The law also requires that DMVs make licenses machine-readable and that they develop databases of the information contained on licenses in a form that can be shared with other states.

Additionally, DMVs must establish fraudulent-document-recognition training programs for staff and make sure that facilities where licenses are produced and documents are stored are secure to minimize the risk of identity theft or counterfeiting. Regulations will need to elucidate the implementation of all of these provisions as well.

The details have yet to be proposed, but some concerns about implementation have already surfaced. For example, the ability to prove one’s own identity may not be easy due to certain restrictions, such as for U.S. citizens born overseas, says Cheye Calvo, transportation committee director for the National Conference of State Legislatures.

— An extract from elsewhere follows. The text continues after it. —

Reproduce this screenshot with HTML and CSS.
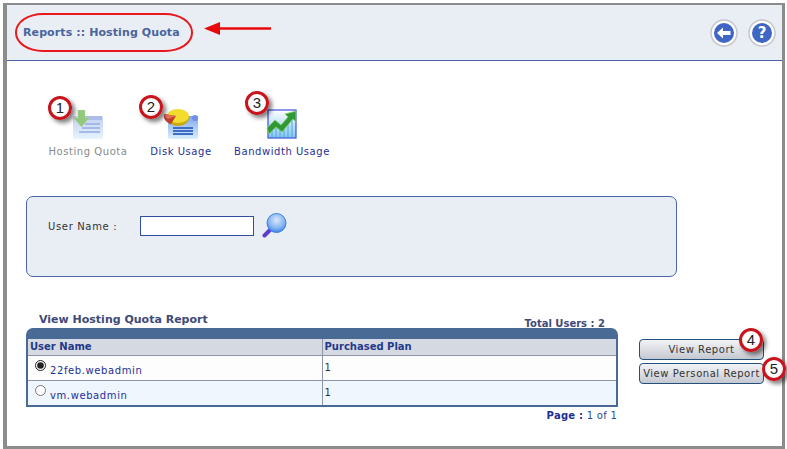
FILE: index.html
```html
<!DOCTYPE html>
<html lang="en">
<head>
<meta charset="utf-8">
<title>Reports :: Hosting Quota</title>
<link rel="stylesheet" href="styles.css">
</head>
<body>
<div class="frame">
  <header class="head">
    <h1 class="title">Reports :: Hosting Quota</h1>
    <div class="head-btns">
      <svg class="round" width="28" height="28" viewBox="0 0 28 28"><circle cx="14" cy="14" r="13" fill="#fff" stroke="#c4c6cc" stroke-width="1.5"/><circle cx="14" cy="14" r="10" fill="#3f66c4"/><path d="M7 14l6-5.500V12h7.500v4H13v3.500z" fill="#fff"/></svg>
      <svg class="round" width="28" height="28" viewBox="0 0 28 28"><circle cx="14" cy="14" r="13" fill="#fff" stroke="#c4c6cc" stroke-width="1.5"/><circle cx="14" cy="14" r="10" fill="#3f66c4"/><text x="14" y="19" text-anchor="middle" class="qmark">?</text></svg>
    </div>
  </header>

  <nav class="tiles">
    <a class="tile tile-a muted">
      <svg width="32" height="30" viewBox="0 0 32 30" class="faded">
        <defs><linearGradient id="doc" x1="0" y1="0" x2="0" y2="1"><stop offset="0" stop-color="#b9c8ef"/><stop offset="1" stop-color="#e3f1fb"/></linearGradient></defs>
        <rect x="1" y="6" width="30" height="23" rx="2" fill="url(#doc)"/>
        <rect x="11" y="6" width="19" height="4" fill="#9fb0e6"/>
        <path d="M13 14h15M10 18h18M7 22h21" stroke="#7f9fe0" stroke-width="1.500"/>
        <path d="M6 0h7v8h4l-7.500 9L2 8h4z" fill="#7fbf62" stroke="#a8d79a" stroke-width=".5"/>
      </svg>
      <span>Hosting Quota</span>
    </a>
    <a class="tile tile-b">
      <svg width="36" height="32" viewBox="0 0 36 32">
        <defs><linearGradient id="doc2" x1="0" y1="0" x2="0" y2="1"><stop offset="0" stop-color="#7fa6ee"/><stop offset="1" stop-color="#d9effb"/></linearGradient></defs>
        <rect x="5" y="8" width="30" height="23" rx="2" fill="url(#doc2)"/>
        <circle cx="32" cy="10" r="3" fill="#6f8fe8"/>
        <path d="M10 20h20M10 23h20M10 26h20" stroke="#3f6fc4" stroke-width="1.800"/>
        <ellipse cx="15" cy="10" rx="11" ry="8" fill="#c9a90f"/>
        <ellipse cx="15" cy="8" rx="11" ry="7" fill="#f4dc2e"/>
        <path d="M1 6l12 2-5 8C3 15 0 10 1 6z" fill="#b8402c"/>
        <path d="M1 6l12 2-8 3C3 10 1 8 1 6z" fill="#e8705a"/>
      </svg>
      <span>Disk Usage</span>
    </a>
    <a class="tile tile-c">
      <svg width="32" height="32" viewBox="0 0 32 32">
        <defs><linearGradient id="doc3" x1="0" y1="0" x2="0" y2="1"><stop offset="0" stop-color="#fff"/><stop offset="1" stop-color="#7fc8f0"/></linearGradient></defs>
        <rect x="2" y="2" width="28" height="28" fill="url(#doc3)" stroke="#3f52e0" stroke-width="1.200"/>
        <path d="M6 29V18M10 29V15M14 29V19M18 29V17M22 29V12M26 29V9" stroke="#5aa4dc"/>
        <path d="M1 20l8-8 6 5 7-8-3-3 11-3v11l-3-3-11 13-6-5-7 7z" fill="#2f9a35" stroke="#8fd070" stroke-width=".8"/>
      </svg>
      <span>Bandwidth Usage</span>
    </a>
  </nav>

  <form class="panel">
    <label class="field-label" for="un">User Name :</label>
    <input id="un" class="field" type="text">
    <svg class="lens" width="25" height="25" viewBox="0 0 25 25">
      <defs><radialGradient id="gl" cx=".5" cy=".35" r=".7"><stop offset="0" stop-color="#dbe8fb"/><stop offset=".6" stop-color="#86b4f2"/><stop offset="1" stop-color="#2f78e6"/></radialGradient></defs>
      <path d="M2.500 22.500l6-6" stroke="#5b3fc8" stroke-width="4" stroke-linecap="round"/>
      <circle cx="14.500" cy="10" r="9.500" fill="url(#gl)" stroke="#3a82e8"/>
    </svg>
  </form>

  <section class="report">
    <div class="report-main">
      <div class="report-top">
        <h2 class="report-title">View Hosting Quota Report</h2>
        <span class="total">Total Users : 2</span>
      </div>
      <div class="grid-cap"></div>
      <table class="grid">
        <thead>
          <tr><th class="col-a">User Name</th><th>Purchased Plan</th></tr>
        </thead>
        <tbody>
          <tr class="r1">
            <td><span class="pick"><input type="radio" name="u" checked><a>22feb.webadmin</a></span></td>
            <td>1</td>
          </tr>
          <tr class="r2">
            <td><span class="pick"><input type="radio" name="u"><a>vm.webadmin</a></span></td>
            <td>1</td>
          </tr>
        </tbody>
      </table>
      <div class="pager"><b>Page :</b> 1 of 1</div>
    </div>
    <div class="actions">
      <button type="button" class="btn">View Report</button>
      <button type="button" class="btn">View Personal Report</button>
    </div>
  </section>
</div>

<div class="oval"></div>
<svg class="arrow" width="68" height="16" viewBox="0 0 68 16"><path d="M67 7.500H14" stroke="#e8080c" stroke-width="2.500"/><path d="M0 7.500L16 1v13z" fill="#e8080c"/></svg>
<span class="badge b1">1</span>
<span class="badge b2">2</span>
<span class="badge b3">3</span>
<span class="badge b4">4</span>
<span class="badge b5">5</span>
</body>
</html>
```
FILE: styles.css
```css
* { box-sizing: border-box; }
html, body { margin: 0; padding: 0; }
body {
  position: relative;
  width: 787px;
  height: 449px;
  overflow: hidden;
  background: #fff;
  font-family: "DejaVu Sans", Verdana, sans-serif;
  font-size: 10px;
  color: #333;
}
.frame {
  margin: 3px 2px 0 3px;
  height: 446px;
  border-style: solid;
  border-color: #8c8c8c;
  border-width: 2px 3px 3px 4px;
}
.head {
  height: 56px;
  background: #e9eef5;
  border-bottom: 1px solid #4a62ae;
  display: flex;
  align-items: center;
  justify-content: space-between;
  padding: 0 6px 0 16px;
}
.title {
  margin: 0;
  font-size: 11px;
  font-weight: bold;
  letter-spacing: .1px;
  color: #4a659c;
}
.head-btns { display: flex; gap: 10px; margin-top: 1px; }
.round { display: block; }
.qmark { font: bold 15px "DejaVu Sans", sans-serif; fill: #fff; }

.tiles {
  display: flex;
  align-items: flex-end;
  height: 97px;
  padding-left: 41px;
  color: #1e2f96;
}
.tile {
  display: flex;
  flex-direction: column;
  align-items: center;
  gap: 6px;
}
.tile span { line-height: 12px; letter-spacing: .55px; white-space: nowrap; }
.tile svg { display: block; }
.tile-a { width: 80px; }
.tile-b { width: 80px; margin-left: 13px; }
.tile-c { width: 110px; margin-left: 6px; }
.muted { color: #8a8a8a; }
.faded { opacity: .85; }

.panel {
  margin: 38px 0 0 19px;
  width: 651px;
  height: 81px;
  background: #e9eef5;
  border: 1px solid #4a65a8;
  border-radius: 7px;
  display: flex;
  align-items: flex-start;
  padding: 16px 0 0 21px;
}
.field-label { margin-top: 8px; width: 92px; color: #333; letter-spacing: .65px; white-space: nowrap; }
.field {
  width: 114px;
  height: 20px;
  margin: 3px 9px 0 0;
  padding: 0;
  border: 1px solid #2f4fa0;
  background: #fff;
}
.lens { display: block; margin-left: -1px; }

.report {
  display: flex;
  margin: 36px 0 0 19px;
}
.report-main { width: 592px; }
.report-top {
  display: flex;
  justify-content: space-between;
  height: 15px;
  padding: 0 13px;
  color: #3e4a78;
  font-weight: bold;
}
.report-title { margin: 0; font-size: 11px; font-weight: bold; line-height: 14px; }
.total { font-size: 10px; line-height: 12px; padding-top: 5px; height: 15px; }
.grid-cap {
  height: 11px;
  background: #4a6a96;
  border-radius: 7px 7px 0 0;
}
.grid {
  width: 100%;
  border-collapse: collapse;
  table-layout: fixed;
  border: 2px solid #4a6a96;
  border-top: 0;
}
.grid th {
  height: 16px;
  padding: 0 2px;
  text-align: left;
  font-size: 10px;
  color: #1f3a8a;
  background: #d5d9e2;
  border-bottom: 1px solid #8c96a8;
  border-right: 1px solid #8c96a8;
}
.grid td {
  height: 25px;
  padding: 0 2px;
  border-right: 1px solid #8c96a8;
  border-bottom: 1px solid #8c96a8;
  font-size: 10px;
}
.grid tr > :last-child { border-right: 0; }
.grid tr:last-child td { border-bottom: 0; height: 26px; }
.col-a { width: 295px; }
.r1 { background: #fdfdfd; }
.r2 { background: #f0f6fd; }
.pick { display: flex; align-items: flex-start; padding-left: 5px; height: 21px; color: #1e2f96; letter-spacing: .6px; }
.pick input { width: 11px; height: 11px; margin: 3px 4px 0 0; accent-color: #222; }
.pick a { padding-top: 8px; }
.pager {
  text-align: right;
  padding: 3px 1px 0 0;
  font-size: 10px;
  letter-spacing: .25px;
  color: #2a4a9a;
  line-height: 12px;
}
.pager b { color: #1e2f96; }

.actions {
  display: flex;
  flex-direction: column;
  gap: 3px;
  margin: 26px 0 0 21px;
}
.btn {
  width: 125px;
  height: 21px;
  padding: 0;
  border: 1px solid #24507e;
  border-radius: 4px;
  background: linear-gradient(#f4f4f6, #c4c8d0);
  font: 10px "DejaVu Sans", Verdana, sans-serif;
  letter-spacing: .55px;
  color: #333;
}

.oval {
  position: absolute;
  left: 15px;
  top: 13px;
  width: 178px;
  height: 39px;
  border: 2px solid #e8181c;
  border-radius: 28px / 19px;
}
.arrow { position: absolute; left: 204px; top: 21px; }
.badge {
  position: absolute;
  width: 24px;
  height: 24px;
  border-radius: 50%;
  border: 3px solid #c8141c;
  background: radial-gradient(circle at 40% 35%, #fff 55%, #e6e0e0);
  box-shadow: 3px 3px 4px rgba(0,0,0,.5);
  font: 15px/18px "Liberation Sans", Arial, sans-serif;
  color: #222;
  text-align: center;
}
.b1 { left: 48px; top: 96px; }
.b2 { left: 139px; top: 95px; }
.b3 { left: 245px; top: 91px; }
.b4 { left: 739px; top: 328px; }
.b5 { left: 762px; top: 357px; }
```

The new law stipulates a legal passport is the only foreign document that can be accepted.

“If you’re born to a soldier stationed in Germany and you have a German birth certificate, that’s not acceptable, so how do you prove who you are?” Calvo asks.

States must also develop capabilities for digitizing all the information, most of which is currently in paper format, and store each document for at least seven years. Building that capability is likely to be costly and difficult.

Another question concerns the nature of the databases and access to them. Currently, there is the Commercial Driver License Information System (CDLIS), which states can tap into to verify information. As of April 1, 2004, there were more than 11.5 million driver records in the database, which is managed by EDS in Plano, Texas. Each record costs a state 8 cents to maintain each month.

“We would hope it would be a pointer system rather than a free flow of information, which raises real issues about who has that information and what are they doing with it,” Calvo says.

DHS will have to spell out which technology is to be used on the license as well. Possibilities for holding information include a magnetic strip, enhanced bar code, or radio frequency identification (RFID) chips.

As for what information might truly authenticate that a person is who they say, a biometrics-identifier is a good option, says Randy Vanderhoof, executive director of the Smart Card Alliance.

“If the intent is to come up with the strongest possible form of state-issued identity document in the form of a driver’s license, then it would make sense to incorporate a biometric so that the person presenting the ID can be verified against the information physically printed on the license,” he says.

The State Department is already using RFID chips on new passports, and DHS is exploring their use in ID cards for visitors at the Canadian and Mexican borders.

Calvo says that states favor bar codes over RFID, due to privacy concerns that the technology can be read by scanners without the card holder’s knowledge.

Ultimately, the big question is: What will all this cost? The Congressional Budget Office estimated the new requirements would cost $100 million, which states were provided in the FY2006 federal budget. But the National Conference of State Legislatures estimates it would cost $500 million to $750 million for equipment, computer upgrades, information storage, and employee training and overtime to meet the new requirements.